Two months after its launch, the National Oceanic and Atmospheric Administration’s GOES-16 weather satellite is sending back its first images – and they’re spectacular.
GOES-16 is watching the Western Hemisphere from a geosynchronous orbit 22,300 miles above Earth, with a camera known as the Advanced Baseline Imager that provides four times the resolution of previously launched GOES satellites.
In a news release accompanying the first pictures, NOAA says the higher resolution should allow forecasters to pinpoint the location of severe weather with greater accuracy.
The imager scans Earth’s disk five times faster than the earlier generation of GOES cameras. That allows it to produce pictures of the continental U.S. every five minutes, and full-disk views every 15 minutes.

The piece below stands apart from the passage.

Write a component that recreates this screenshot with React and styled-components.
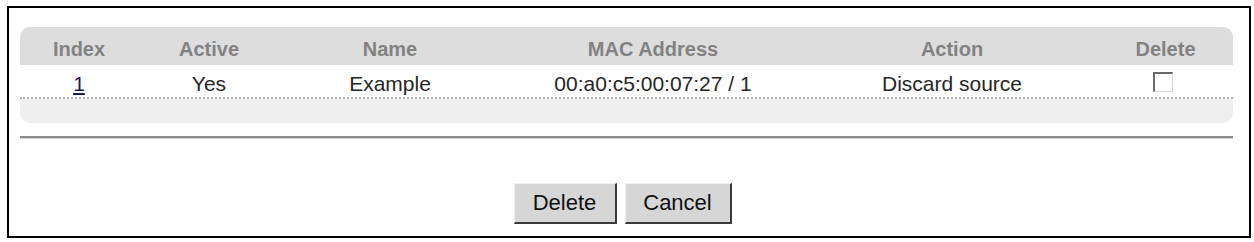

“One of our GOES-16 scientists compared this to seeing a newborn baby’s first pictures – it’s that exciting for us,” Stephen Volz, director of NOAA’s Satellite and Information Service, said in today’s release. “These images come from the most sophisticated technology ever flown in space to predict severe weather on Earth.”
NASA will position GOES-16 to focus either on the western U.S. and the Pacific, or the eastern U.S. and the Atlantic. That decision is due to be announced in May, and the satellite should be operational as either GOES East or GOES West by November.
The second in a set of four next-generation weather satellites, currently known as GOES-S, is currently undergoing testing in preparation for launch in 2018. If GOES-16 goes East, GOES-S will go West, and vice versa.